At least this time he wasn’t a child. If he were to guess, he’d place his new… host? As good a term as any… in his mid- to late-twenties. Intelligent blue eyes, fair hair slicked back, cut very short, and dressed in formal clothes. Shirt and tie, brown slacks, brown shoes. A professional of some sort? Although, going by the paraphernalia in the surrounding room, he had a feeling this was just how men dressed in the era he’d found himself in. The bedroom had a distinctly 1930s feel to it. Everything from the light shade hanging from the ceiling, to the dresser before him and the design of the blanket covering the ornate looking bed. But who was he?

A set of short stories set in the sub-sub-narrative of the Laughing Gnome, where Alastair Lethbridge-Stewart and his comrades Bill Bishop and Anne Travers Bishop find their minds displaced into people and places in the past century or so. I must say that while I have been frankly disappointed with a couple of the novels of this sequence, the short story format worked very well for me.
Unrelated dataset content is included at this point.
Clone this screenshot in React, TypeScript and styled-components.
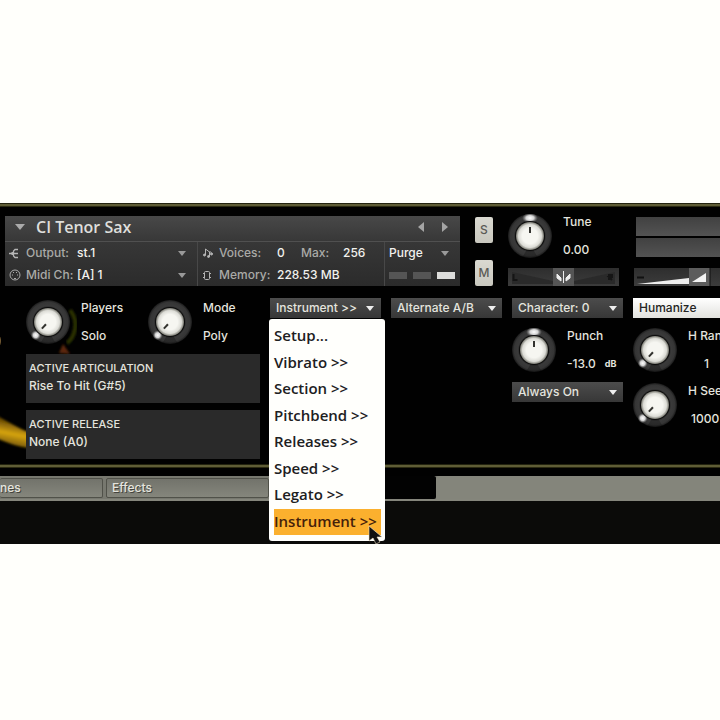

Particular standouts are S.J. Greonewegen’s “Locked In”, a quick tale on a botched WW2 military exercise that has more than it seems, and Roland Moore’s “The Last House on Sandray”, which brings back an unexpected character from Classic Who. Overall generally an uptick. You can get it here.

Two formatting points though: there is no table of contents, and the editor (if it is Shaun Russell) is credited in tiny print on the inside cover.

Next in this sequence: Home Fires Burn, by Gareth Madgwick.

Face the Raven, by Sarah Groenewegen

Latest in the Black Archive sequence of monographs on Doctor Who stories, the first of a trilogy with the next two. I don’t seem to have written much about Face the Raven before, though I included it in my starters’ list of New Who five years ago. I actually saw the set for the story when I visited the Cardiff studio in 2015, and though I did not take pictures, I very much liked it. The producers did too, and kept it around for a bit longer than had been planned. This of course was many months before the episode was broadcast, and one of the marvels of TV is that what is actually quite a small and constrained space can be made to look much more expansive on screen, as if, to coin a phrase, it is bigger on the inside than the outside.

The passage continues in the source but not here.